Datatamer / tamr-client

Programmatically interact with Tamr
https://tamr-client.readthedocs.io
Apache License 2.0
11 stars 25 forks source link

Use Python Client to stream large data set e.g. data set with 10 M records #296

Closed yizhiyintamr closed 4 years ago

yizhiyintamr commented 5 years ago

🙋 feature request

Use Python Client to stream large data set e.g. data set with 10 M records

🤔 Expected Behavior

Python Client do not give a Connection broken error when streaming large data set.

😯 Current Behavior

It gave such an error.

💁 Possible Solution

Increase timeout? I used curl to stream the large data set as a workaround.

🔦 Context

Transamerica sent us two data sets with a total of 10 M records and wanted us to demonstrate how their data scientists team (live on Domino Lab's jupyter notebook) can interact with Tamr to build pipeline to ingest, export, and analyze data with 10 M records.
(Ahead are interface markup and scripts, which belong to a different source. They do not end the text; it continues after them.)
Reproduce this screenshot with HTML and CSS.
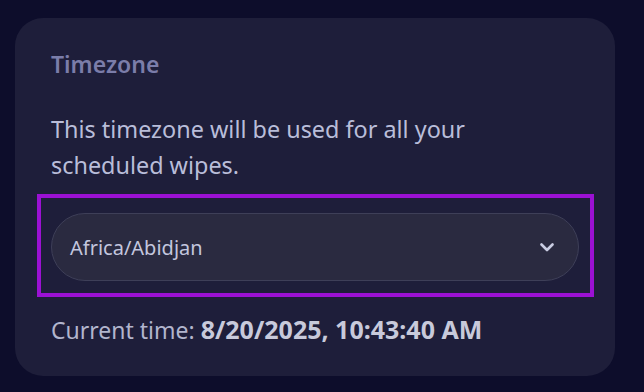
FILE: index.html
```html
<!DOCTYPE html>
<html lang="en">
<head>
<meta charset="utf-8">
<title>Timezone</title>
<link rel="stylesheet" href="styles.css">
</head>
<body>
<section class="card">
  <h2 class="card-title">Timezone</h2>
  <p class="card-desc">This timezone will be used for all your scheduled wipes.</p>
  <div class="focus-ring">
    <div class="select" role="combobox" aria-expanded="false" tabindex="0">
      <span class="select-value">Africa/Abidjan</span>
      <svg class="chevron" width="14" height="9" viewBox="0 0 14 9" aria-hidden="true">
        <path d="M1.5 1.5 L7 7 L12.5 1.5" fill="none" stroke="currentColor" stroke-width="2.6" stroke-linecap="round" stroke-linejoin="round"/>
      </svg>
    </div>
  </div>
  <p class="current-time">Current time: <strong>8/20/2025, 10:43:40 AM</strong></p>
</section>
</body>
</html>
```

FILE: styles.css
```css
html, body {
  margin: 0;
  padding: 0;
}

body {
  background: #0d0d2b;
  font-family: "Noto Sans", "Open Sans", sans-serif;
  min-height: 392px;
  padding-top: 18px;
  box-sizing: border-box;
}

.card {
  width: 600px;
  margin-left: 15px;
  box-sizing: border-box;
  background: #1e1e3a;
  border-radius: 28px;
  padding: 30px 0 30px 36px;
}

.card-title {
  margin: 0;
  font-size: 23px;
  line-height: 32px;
  font-weight: 600;
  color: #7b7da9;
}

.card-desc {
  margin: 31px 0 0;
  width: 480px;
  font-size: 23.4px;
  line-height: 36px;
  color: #b9bdd9;
}

.focus-ring {
  margin: 11px 0 0 -14px;
  width: 557px;
  box-sizing: border-box;
  border: 4px solid #9b11d4;
  padding: 15px 11px 12px 10px;
}

.select {
  height: 68px;
  box-sizing: border-box;
  border: 1px solid #3e3f58;
  border-radius: 34px;
  background: #2a2a40;
  display: flex;
  align-items: center;
  justify-content: space-between;
  padding: 0 24px 0 18px;
  outline: none;
}

.select-value {
  font-size: 20px;
  color: #c3c6de;
}

.chevron {
  color: #c9cce2;
  display: block;
}

.current-time {
  margin: 17px 0 0;
  font-size: 23px;
  line-height: 32px;
  color: #b2b5cd;
}

.current-time strong {
  font-size: 25px;
  line-height: 1;
  font-weight: 700;
  color: #c8cadb;
}
```
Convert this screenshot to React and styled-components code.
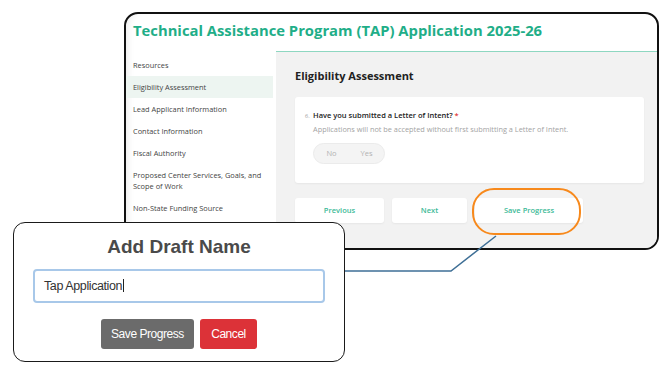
import React from "react";
import styled, { createGlobalStyle } from "styled-components";

const GlobalStyle = createGlobalStyle`
  html, body { margin: 0; padding: 0; background: #fff; }
  body { width: 670px; height: 379px; overflow: hidden; font-family: "Open Sans", "Liberation Sans", sans-serif; }
  * { box-sizing: border-box; }
`;

const Stage = styled.div`
  position: relative;
  width: 670px;
  height: 379px;
  background: #fff;
`;

const MainWindow = styled.div`
  position: absolute;
  left: 124px;
  top: 12px;
  width: 535px;
  height: 238px;
  border: 2px solid #111;
  border-radius: 14px;
  overflow: hidden;
  background: #fff;
  display: flex;
  flex-direction: column;
  box-shadow: inset 6px 0 8px -6px rgba(0, 0, 0, 0.12);
`;

const Header = styled.div`
  flex: none;
  height: 37px;
  display: flex;
  align-items: center;
  padding: 0 0 5px 7px;
`;

const Title = styled.h1`
  margin: 0;
  font-size: 14.8px;
  font-weight: 700;
  color: #1fae88;
  white-space: nowrap;
`;

const Body = styled.div`
  flex: 1;
  display: flex;
  min-height: 0;
`;

const Sidebar = styled.nav`
  flex: none;
  width: 147px;
  margin-right: 3px;
  padding-top: 3px;
`;

const NavItem = styled.div`
  padding: 5.5px 6px 5.5px 7px;
  font-size: 7.4px;
  line-height: 11px;
  color: #444;
  background: ${(p) => (p.$active ? "#edf5f1" : "transparent")};
`;

const Content = styled.main`
  flex: 1;
  background: #f2f2f2;
  border-top: 1.5px solid #8ed7c1;
  padding: 16px 13px 0 19px;
`;

const SectionHeading = styled.h2`
  margin: 0 0 13.5px;
  font-size: 11px;
  line-height: 15px;
  font-weight: 700;
  color: #222;
`;

const Card = styled.div`
  background: #fff;
  border-radius: 3px;
  box-shadow: 0 1px 2px rgba(0, 0, 0, 0.05);
  padding: 13.5px 10px 19px 10px;
  display: flex;
`;

const QNum = styled.span`
  flex: none;
  width: 8px;
  font-size: 5.5px;
  line-height: 11px;
  padding-top: 1px;
  color: #9a9a9a;
`;

const QBody = styled.div`
  display: flex;
  flex-direction: column;
  align-items: flex-start;
`;

const Question = styled.div`
  font-size: 7.5px;
  line-height: 11px;
  font-weight: 600;
  color: #222;
`;

const Required = styled.span`
  color: #e23b3b;
`;

const Description = styled.div`
  margin-top: 3px;
  font-size: 7.35px;
  line-height: 11px;
  color: #a3a3a3;
`;

const Pill = styled.div`
  margin-top: 7.5px;
  width: 72px;
  height: 21px;
  border-radius: 11px;
  background: #f4f4f4;
  border: 1px solid #ebebeb;
  display: flex;
`;

const PillOption = styled.span`
  flex: 1;
  display: flex;
  align-items: center;
  justify-content: center;
  font-size: 7.5px;
  color: #b3b3b3;
`;

const ButtonRow = styled.div`
  margin-top: 15px;
  display: flex;
  gap: 8px;
`;

const NavButton = styled.button`
  position: relative;
  width: ${(p) => p.$w}px;
  height: 25px;
  border: none;
  border-radius: 3px;
  background: #fff;
  box-shadow: 0 1px 2px rgba(0, 0, 0, 0.05);
  font-family: "Open Sans", sans-serif;
  font-size: 7.5px;
  font-weight: 600;
  color: #3dba97;
  padding: 0;
`;

const Ring = styled.span`
  position: absolute;
  left: -3px;
  top: -10px;
  width: 109px;
  height: 47px;
  border: 2.8px solid #f7891c;
  border-radius: 22px;
  pointer-events: none;
`;

const Connector = styled.svg`
  position: absolute;
  left: 0;
  top: 0;
  pointer-events: none;
`;

const Modal = styled.div`
  position: absolute;
  left: 13px;
  top: 222px;
  width: 332px;
  height: 140px;
  border: 1.5px solid #1a1a1a;
  border-radius: 12px;
  background: #fff;
  display: flex;
  flex-direction: column;
  align-items: center;
  padding-top: 13px;
  font-family: "Liberation Sans", Arial, sans-serif;
`;

const ModalTitle = styled.h3`
  margin: 0;
  font-size: 19px;
  line-height: 22px;
  font-weight: 700;
  color: #4a4a4a;
`;

const DraftInput = styled.div`
  margin-top: 10.5px;
  width: 292px;
  height: 34px;
  border: 2px solid #a8c8e9;
  border-radius: 4px;
  padding-left: 9px;
  display: flex;
  align-items: center;
  font-size: 12.5px;
  letter-spacing: -0.4px;
  color: #333;
`;

const Caret = styled.span`
  display: inline-block;
  width: 1px;
  height: 13px;
  margin-left: 1px;
  background: #222;
`;

const ModalActions = styled.div`
  margin-top: 16px;
  display: flex;
  gap: 6px;
`;

const ModalButton = styled.button`
  width: ${(p) => p.$w}px;
  height: 30px;
  border: none;
  border-radius: 3px;
  padding: 0;
  background: ${(p) => (p.$variant === "danger" ? "#dc3238" : "#6b6b6b")};
  color: #fff;
  font-family: "Liberation Sans", Arial, sans-serif;
  font-size: 12px;
  letter-spacing: -0.45px;
`;

const navItems = [
  "Resources",
  "Eligibility Assessment",
  "Lead Applicant Information",
  "Contact Information",
  "Fiscal Authority",
  "Proposed Center Services, Goals, and|Scope of Work",
  "Non-State Funding Source",
];

export default function App() {
  return (
    <Stage>
      <GlobalStyle />
      <MainWindow>
        <Header>
          <Title>Technical Assistance Program (TAP) Application 2025-26</Title>
        </Header>
        <Body>
          <Sidebar>
            {navItems.map((item) => {
              const parts = item.split("|");
              return (
                <NavItem key={item} $active={item === "Eligibility Assessment"}>
                  {parts[0]}
                  {parts[1] && (
                    <>
                      <br />
                      {parts[1]}
                    </>
                  )}
                </NavItem>
              );
            })}
          </Sidebar>
          <Content>
            <SectionHeading>Eligibility Assessment</SectionHeading>
            <Card>
              <QNum>6.</QNum>
              <QBody>
                <Question>
                  Have you submitted a Letter of Intent? <Required>*</Required>
                </Question>
                <Description>
                  Applications will not be accepted without first submitting a Letter of Intent.
                </Description>
                <Pill>
                  <PillOption>No</PillOption>
                  <PillOption>Yes</PillOption>
                </Pill>
              </QBody>
            </Card>
            <ButtonRow>
              <NavButton $w={89}>Previous</NavButton>
              <NavButton $w={75}>Next</NavButton>
              <NavButton $w={108}>
                Save Progress
                <Ring />
              </NavButton>
            </ButtonRow>
          </Content>
        </Body>
      </MainWindow>
      <Connector width="670" height="379" viewBox="0 0 670 379">
        <polyline
          points="496,236 451,271 340,271"
          fill="none"
          stroke="#3e6f96"
          strokeWidth="1.5"
        />
      </Connector>
      <Modal>
        <ModalTitle>Add Draft Name</ModalTitle>
        <DraftInput>
          Tap Application
          <Caret />
        </DraftInput>
        <ModalActions>
          <ModalButton $w={93}>Save Progress</ModalButton>
          <ModalButton $w={57} $variant="danger">
            Cancel
          </ModalButton>
        </ModalActions>
      </Modal>
    </Stage>
  );
}
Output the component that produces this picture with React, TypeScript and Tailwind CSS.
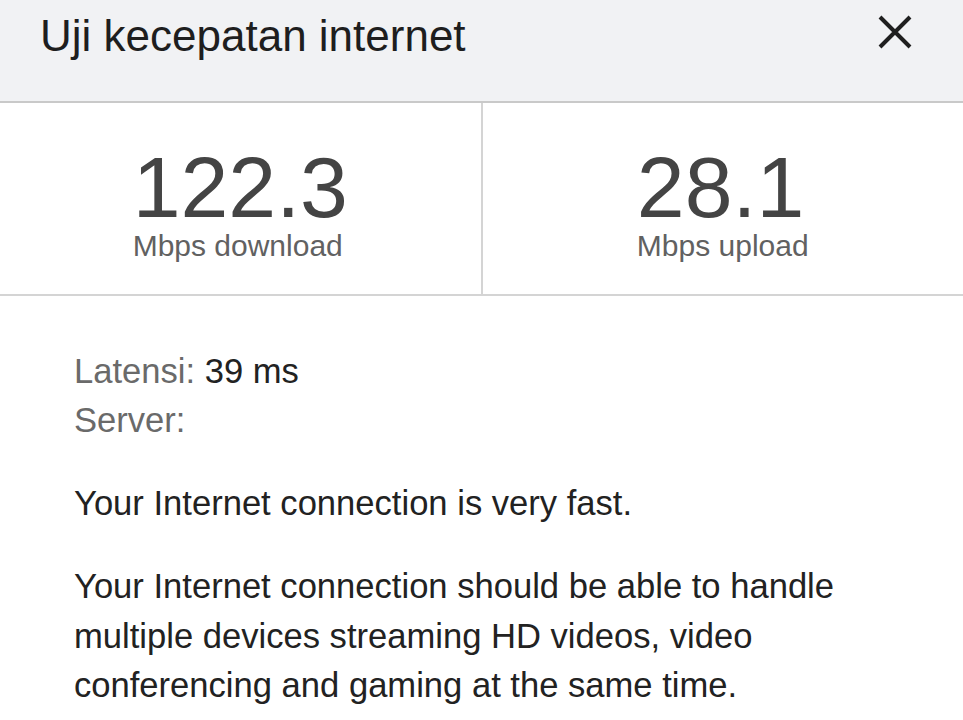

I was able to stream data set up to 5 M records; however, I need to use curl to stream the 10 M record data set.

💻 Examples

I was able to stream 5M records. But I got an ('Connection broken: IncompleteRead(138 bytes read, 374 more expected)', IncompleteRead(138 bytes read, 374 more expected)) error when I us dt.records() to stream a 10M records data set. The connection broke after 8 minutes. I was able to use curl to get the data set. It would be nice to have the ability to stream large data set in python.

pcattori commented 5 years ago

Closing as a duplicate of #281